5 (not 5.1). Is that the best image available (just run yum update), or what about the minimal image listed on the VMware Virtual Appliance site?
If you dont download the image from .centos.org - its not a CentOS image.
OK, so I downloaded the image and unzipped it. (The first time I tried to unzip it from Konqueror, it installed the little files, but left all the .vmdk files as 0 byte files).
I changed the root password.
1. The first think I get is an error message saying that it can't find vmnet(8), so the network card will start disconnected.
Shut it down, changed configuration to connect network card to bridged network connection.
2. I reboot, I can see my network (including my firewall with dns service), but cannot ping the Internet.
Is there any documentation for this image? If it is this hard to live with, no one is going to be interested in using it. It needs to be either more user friendly, or it needs documentation.
What do I do to let it see the Internet? At the moment it is pretty useless to me.
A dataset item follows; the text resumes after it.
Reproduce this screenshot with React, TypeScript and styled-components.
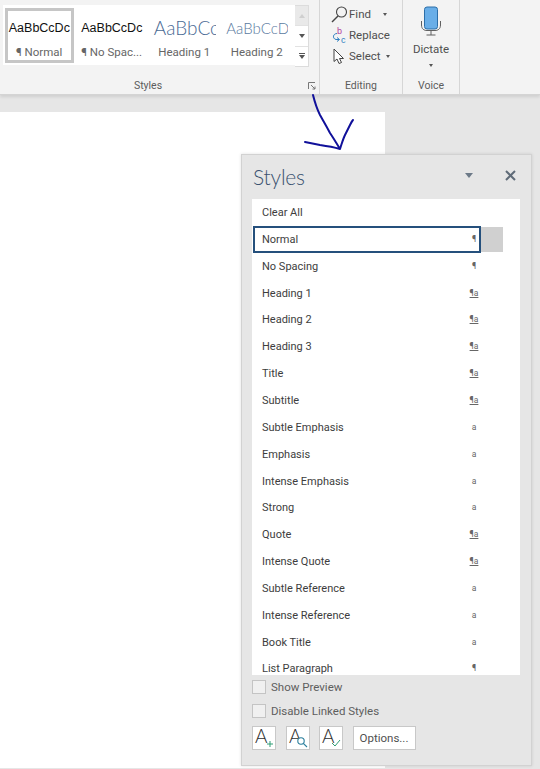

I can't use yum, because it can't see anything.
Disappointed, Ted Miller
On Sun, Jan 06, 2008 at 10:27:12PM -0500, Ted Miller wrote:
OK, so I downloaded the image and unzipped it. (The first time I tried to unzip it from Konqueror, it installed the little files, but left all the .vmdk files as 0 byte files).
I changed the root password.
- The first think I get is an error message saying that it can't find
vmnet(8), so the network card will start disconnected.
which guest did you try?
There should not be any vmnet driver used unless you installed the vmware tools which are not installed by default (on purpose).
The default kernel is the kernel-vm (CentOS specific) but the pristine kernel (and kernel-smp for CentOS-4) are also there.
My TODO list for 2008 contains the "howto" the guest images are generated.
The 4.6 and 5.1 are being built, and will be uploaded this week.
Cheers,
Tru
Tru Huynh wrote:
On Sun, Jan 06, 2008 at 10:27:12PM -0500, Ted Miller wrote:
OK, so I downloaded the image and unzipped it. (The first time I tried to unzip it from Konqueror, it installed the little files, but left all the .vmdk files as 0 byte files).
I changed the root password.
- The first think I get is an error message saying that it can't find
vmnet(8), so the network card will start disconnected.
which guest did you try?
There should not be any vmnet driver used unless you installed the vmware tools which are not installed by default (on purpose).
You can try my open-vm-tools if you want (there are some for 4 and 5)
The default kernel is the kernel-vm (CentOS specific) but the pristine kernel (and kernel-smp for CentOS-4) are also there.
My TODO list for 2008 contains the "howto" the guest images are generated.
The 4.6 and 5.1 are being built, and will be uploaded this week.